I'm still trying to work this out for myself, as I write this.
It's obviously an example of the perils of navigating blind to maps, due to the whole "Oh no, BP dropping, push the stick down further" idiocy. But also, more importantly, that error was enabled by the fact that I was more focused on getting away from an undesired response than I was at getting towards anything. It was ultimately caused by an insecurity noticing "If I don't flinch from this opportunity I might engage too much and lose too much sanity" -- and I didn't recognize the insecurity flinch for a while.
Why didn't I notice the flinch?
That's a good question. I don't really know.

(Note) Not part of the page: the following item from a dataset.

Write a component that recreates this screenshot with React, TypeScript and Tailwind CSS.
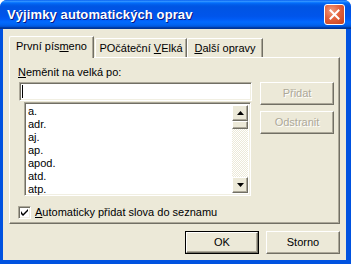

I guess I didn't recognize that I was aiming away from a certain response rather than aiming for anything in particular -- or maybe, didn't notice the importance of this because I didn't notice "Don't wanna deal with this shit, and I don't think I have to or should" as insecurity. Or, as a problematic insecurity, I guess? It pretty clearly is a flinching from the firehose of information, but it's for a different reason. Instead of "I'm afraid of what I might find" and "I have strong reason to find out", it's "just too fatiguing" and "I really don't have sufficient reason to". Or.. is that true though? Since I did have reason to -- I just didn't believe it was valid.

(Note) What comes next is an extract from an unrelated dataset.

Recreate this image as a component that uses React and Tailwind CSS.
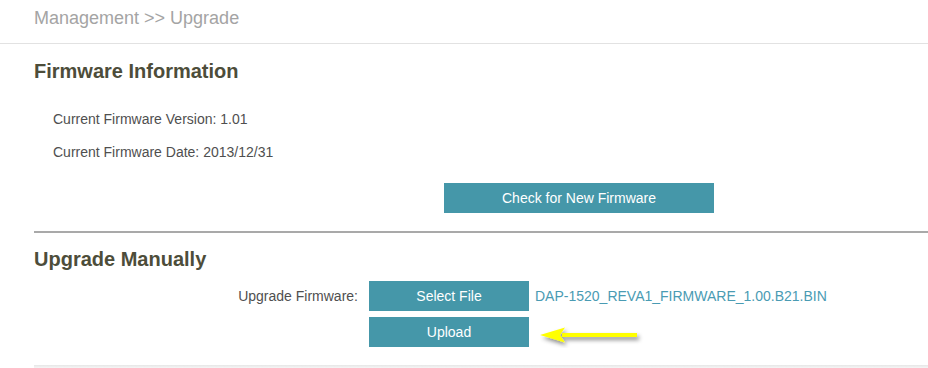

That fits. I was aware that there was an imperfection in my map there, I just didn't think that it mattered nearly as much as it did, so I didn't even think of it as an "insecurity" even though it was.[4]
I guess the way I'd say it is that our own minds are part of the territory, and there's legitimate uncertainty about what's going on in there too. Knowing the structure helps you throw out limiting (and false) beliefs, and helps you notice where to look. And that does lead to a lot of things -- most things, even -- feeling a lot more like "I'm not sure what to do" than "I gotta figure out how to get this brain to do the right thing". But it also takes skill, experience, and clearing out mistaken beliefs in order to get there. So even with practice, there'll be occasional failures -- for the same reason you can still find the occasional bug even in relatively mature software. They'll be fewer and further between, but there are always more unexplored corner cases to bump into.
I think I'm happy with that.
I did fall off, but I think I'm back on track.[5]
And I don't see any way to have gotten back on track more quickly this time, though I see ways to do it faster next time.
When I originally said "You'll never struggle with irrational fears!" in the intro, I was kinda laughing about how it's a little bit cheating because it's not like you get to magically stop feeling fear in the face of real danger that you haven't taken seriously yet, or that you get to figure out all disagreements let alone easily.
At the same time, a lot of formerly "sticky" problems really do dissolve.
And even when you do genuinely fail at something you took your best shot at, you'll still have a path available to figure out why you failed. In case it's important enough to figure it out, should it come up again.
Like when she responds with "Are you calling me ugly?" rather than immediately addressing the inconsistencies between her beliefs that I had highlighted.
A few days after writing this I had what I thought was allergies, decided to be a bit less congested and managed that without a sneezing fit -- and it turned out to be a cold.
Motion sickness is another one I've struggled with which seems "obviously wrong" enough that it should be a trivial fix, and hasn't been. It's not a big enough issue that I've ever sat down when not motion sick and tried to sort things out, but in the moment I've only had partial success and more failure than success in matching what seems like the right outcome (i.e. not feeling sick) with my actual behavior (i.e. feeling sick). It's kinda by definition when I'm already overwhelmed, and more often when low on sleep, so it's not really that surprising, I guess. Perhaps I should sit down and address it just out of curiosity to see what happens.
I did mention that insecurities can be very subtle.
Since writing this, I have had a bit of a test. Not quite the same thing and perhaps less triggering so who knows, but it went well.